IFPI’s recently released industry report contextualizes the music industry, driven by streaming revenue.
The global music industry continued its rise in 2022. Last year was the eighth consecutive year that recorded music revenue has increased, according to the International Federation of the Phonographic Industry’s (IFPI) Global Music Report 2023. The report says the global recorded music market grew by 9% to $26.2 billion.
The report also revealed that the U.S. continues to leads the way in terms of revenue. China, meanwhile, made its first-ever move into the top five leading markets. The growth continued to support the rising viability of streaming, physical revenues, performance rights, and synchronization. Most of all, subscription-based streaming largely catalyzed the expansion, with 10.3% growth from 2021-22.

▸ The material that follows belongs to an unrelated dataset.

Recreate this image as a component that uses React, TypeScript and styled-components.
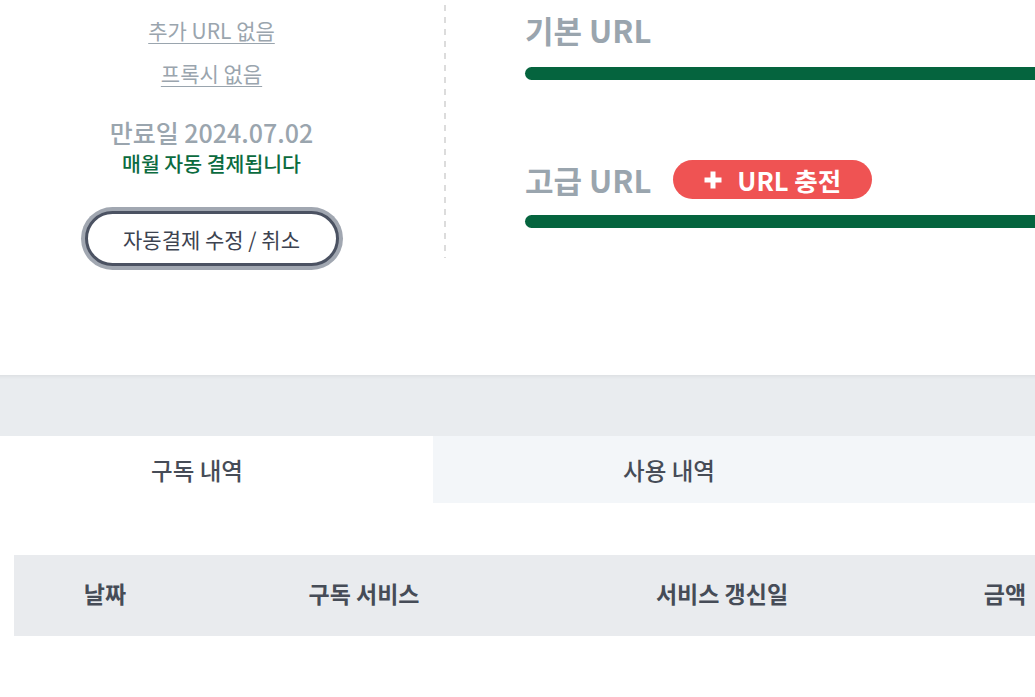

“To succeed, music’s future must be artist-centric. As we enter our industry’s next exciting chapter, we must remain focused on our shared goal: a robust, growing and sustainable music ecosystem,” Sir Lucian Grainge, the CEO of Universal Music Group, said in the report.
Streaming continues to fortify its presence as its accessibility and consumer-centered software enhancements expand. Overall streaming — included subscription and advertising-supported — was the highest segment of the market, with a 67.0% share in 2022 vs. 65.5% the previous year. Almost all formats experienced revenue gains, but yet again, streaming was king. That 67% share came out to a total of $17.5 billion.
The post-pandemic state of the industry revitalized a nostalgia for physical ownership of music and an aesthetic connection to humble beginnings, increasing the acquisition of vinyls and CDs. For a second year, physical revenue formats increased. While CDs saw a slight decline, vinyls grew 17.1% in 2022.
“This is an environment in which great music is not drowned out by an ocean of noise, where music is easily and clearly accessible for fans to discover and enjoy, and an environment in which the creators of all music content–whether in the form of audio or short-form video—are fairly compensated and can therefore thrive for decades to come,” Grainge said.